Temos uma existência no mundo que parece ser a nossa existência, o nosso jeito de andar. Se quisermos nos descrever, tiramos uma foto e dizemos: “eu.” Isso, na perspectiva budista, é um nível muito grosseiro. Se a pessoa for falar de si, vai falar de seus impulsos, suas visões, desejos e apegos; das coisas que já obteve a partir de desejos e apegos; das satisfações que já teve no nível de desejo e apego; dos lugares que visitou; do que vê como correto, como visão, como sabedoria. Quando a pessoa descreve esses aspectos, na perspectiva budista está descrevendo os seus carmas, os seus méritos, as estruturas dos doze elos e os processos de como sua própria mente está operando. Não está descrevendo realidades; está descrevendo construções: opções que não percebe como opções; ela pensa que aquilo é mesmo o que ela é. O aspecto grosseiro inclui essa incompreensão da nossa própria existência.
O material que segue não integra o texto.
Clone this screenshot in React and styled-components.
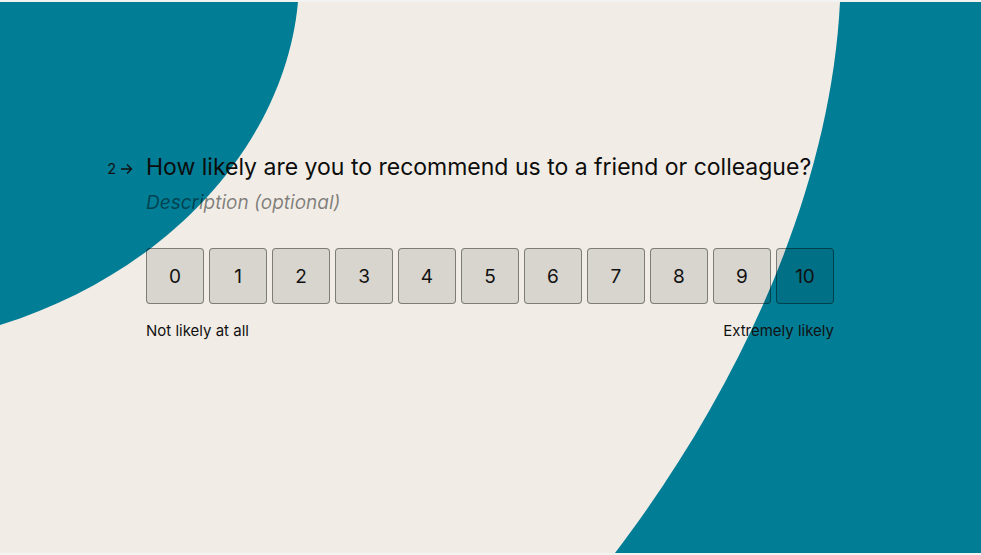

Inclui a vida enquanto a busca de preservar os impulsos cármicos, e realizar tais impulsos cármicos. Não entendendo bem o que é carma e o que é mérito, tentar preservar a sua própria vida, seu próprio impulso, e considerar que liberdade é, efetivamente, poder realizar o impulso que vier à mente.
Podemos começar a nos perguntar de onde viemos e por que todo mundo, enfim, vive e morre. De onde vem esse tipo de situação? Algumas coisas são um pouco perturbadoras, porque as pessoas têm o seu cotidiano, e acham que aquilo é tudo; mas se olharem para o céu noturno, verão que estão dentro de algo muito grande. Se tomarem um telescópio ou um binóculo e começarem a olhar, irão se surpreender, porque estamos envoltos e fazendo parte de uma coisa muito extraordinária. As pessoas que começaram a pensar sobre isso sempre se defrontaram com visões que eram muito mais amplas do que as visões do cotidiano. No budismo, se olharmos o conjunto de enganos que vivemos – essa realidade grosseira que vivemos agora e que parece totalmente abrangente – sob o aspecto sutil e secreto, é super limitado. Ele termina sendo internalizado como a nossa própria identidade.
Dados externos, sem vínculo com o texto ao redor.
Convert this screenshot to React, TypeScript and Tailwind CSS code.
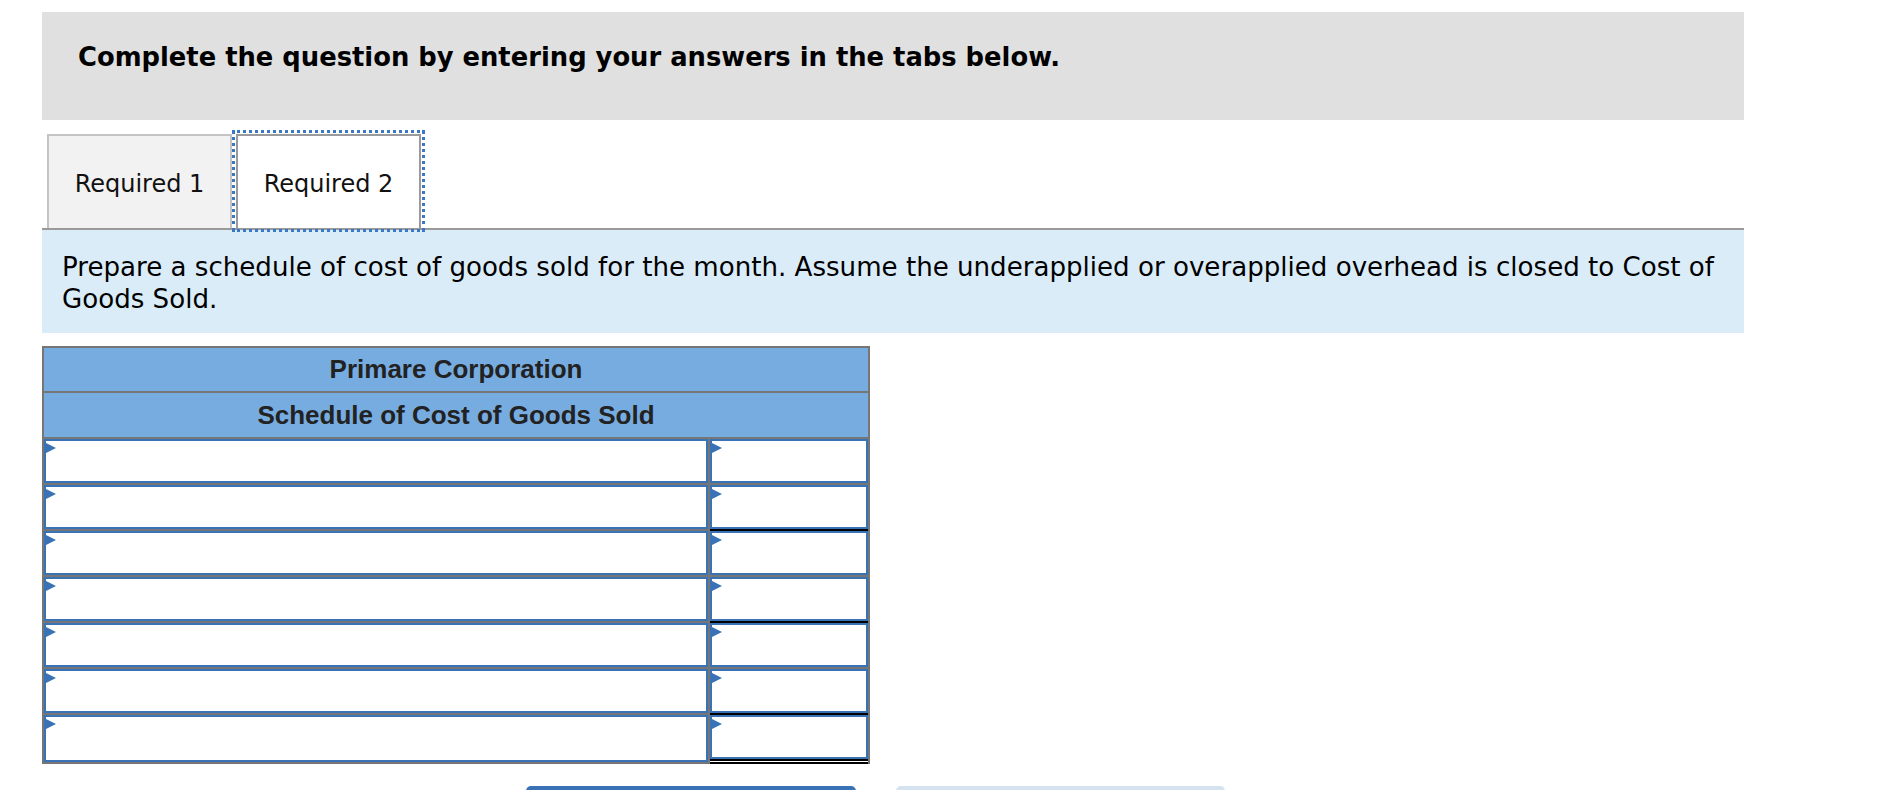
import React from "react";

const rows = [
	{ rule: "none" },
	{ rule: "single" },
	{ rule: "none" },
	{ rule: "single" },
	{ rule: "none" },
	{ rule: "single" },
	{ rule: "double" },
];

function InputBox({ className = "" }: { className?: string }) {
	return (
		<div className={`relative bg-white border-2 border-[#3973b6] ${className}`}>
			<span className="absolute -left-[2px] top-[1px] w-0 h-0 border-y-[6px] border-y-transparent border-l-[12px] border-l-[#3973b6]" />
		</div>
	);
}

export default function App() {
	return (
		<div className="min-h-screen bg-white pt-[12px] pl-[42px] font-['DejaVu_Sans',Verdana,sans-serif] text-black">
			<div className="w-[1702px]">
				<div className="h-[108px] bg-[#e0e0e0] pl-[36px] pt-[30px]">
					<h1 className="text-[25.8px] leading-[30px] font-bold">
						Complete the question by entering your answers in the tabs below.
					</h1>
				</div>

				<div className="mt-[14px] flex items-end border-b-2 border-[#9a9a9a]">
					<button className="ml-[5px] flex h-[94px] w-[185px] items-center justify-center border-2 border-b-0 border-[#c4c4c4] bg-[#f2f2f2] pt-[4px] text-[24px] text-[#111]">
						Required 1
					</button>
					<button className="ml-[4px] flex h-[94px] w-[185px] items-center justify-center border-2 border-b-0 border-[#9a9a9a] bg-white pt-[4px] text-[24px] text-[#111] outline-[3px] outline-dotted outline-offset-1 outline-[#3b78c4]">
						Required 2
					</button>
				</div>

				<div className="h-[103px] bg-[#dbecf9] pl-[20px] pr-[20px] pt-[21px]">
					<p className="text-[26.1px] leading-[32px]">
						Prepare a schedule of cost of goods sold for the month. Assume the underapplied or overapplied overhead is closed to Cost of Goods Sold.
					</p>
				</div>

				<div className="mt-[13px] w-[828px] border-x-2 border-t-2 border-[#767676] bg-[#767676] font-['Liberation_Sans',Arial,sans-serif]">
					<div className="flex h-[43px] items-center justify-center bg-[#77ace1] text-[26px] font-bold text-[#222]">
						Primare Corporation
					</div>
					<div className="mt-[2px] flex h-[44px] items-center justify-center bg-[#77ace1] text-[26px] font-bold text-[#222]">
						Schedule of Cost of Goods Sold
					</div>
					<div className="mt-[2px] flex flex-col">
						{rows.map((r, i) => (
							<div key={i} className="flex gap-[2px]">
								<div className="flex w-[664px] flex-col">
									<InputBox className={r.rule === "double" ? "h-[47px]" : "h-[44px]"} />
									<div className="h-[2px]" />
								</div>
								<div className="flex flex-1 flex-col">
									<InputBox className="h-[44px]" />
									{r.rule === "double" ? (
										<div className="flex h-[5px] flex-col bg-white">
											<div className="h-[2px] bg-black" />
											<div className="h-[1px] bg-white" />
											<div className="h-[2px] bg-black" />
										</div>
									) : (
										<div className={r.rule === "single" ? "h-[2px] bg-black" : "h-[2px]"} />
									)}
								</div>
							</div>
						))}
					</div>
				</div>

				<div className="mt-[22px] flex gap-[40px] pl-[484px] pb-[20px]">
					<button aria-label="Previous" className="h-[44px] w-[330px] rounded-[5px] bg-[#3973b6]" />
					<button aria-label="Next" className="h-[44px] w-[329px] rounded-[5px] bg-[#d5e3f1]" />
				</div>
			</div>
		</div>
	);
}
A nossa identidade brota aos nossos olhos como uma sabedoria interna que responde, de modo natural, às aparências. Essa sensação de resposta às aparências dá uma base para apontarmos nossa própria existência, porque se há esses impulsos correspondentes às coisas, isso é a própria realidade das coisas – e então esses impulsos são a nossa existência. Terminamos por nos descrever a partir dos impulsos que brotam. Quando olhados das perspectivas sutil e secreta, dentro das tradições védicas ou budistas, eles são vistos como a própria ignorância, simbolizada pelo javali ou pelo animal que olha para baixo, cavoca a terra e pensa que isso é tudo. Esconde-se em buracos e pensa que, desse modo, lida com toda a realidade: tem impulsos, agressão, acumulação. O javali é o símbolo do aspecto que se refere à nossa própria identidade que está obscurecida. É como se o javali nunca contemplasse o céu noturno e nunca pensasse: “Afinal, onde é que nós estamos?” Essa noção de vida e morte, de origem e destino, e de que somos muito pequenos face ao céu gigantesco, é o que começa a nos remeter àquilo que chamaríamos de bloco um, o lugar onde começamos a perceber que a visão limitada do javali não dá conta de tudo. Existem coisas muito mais amplas.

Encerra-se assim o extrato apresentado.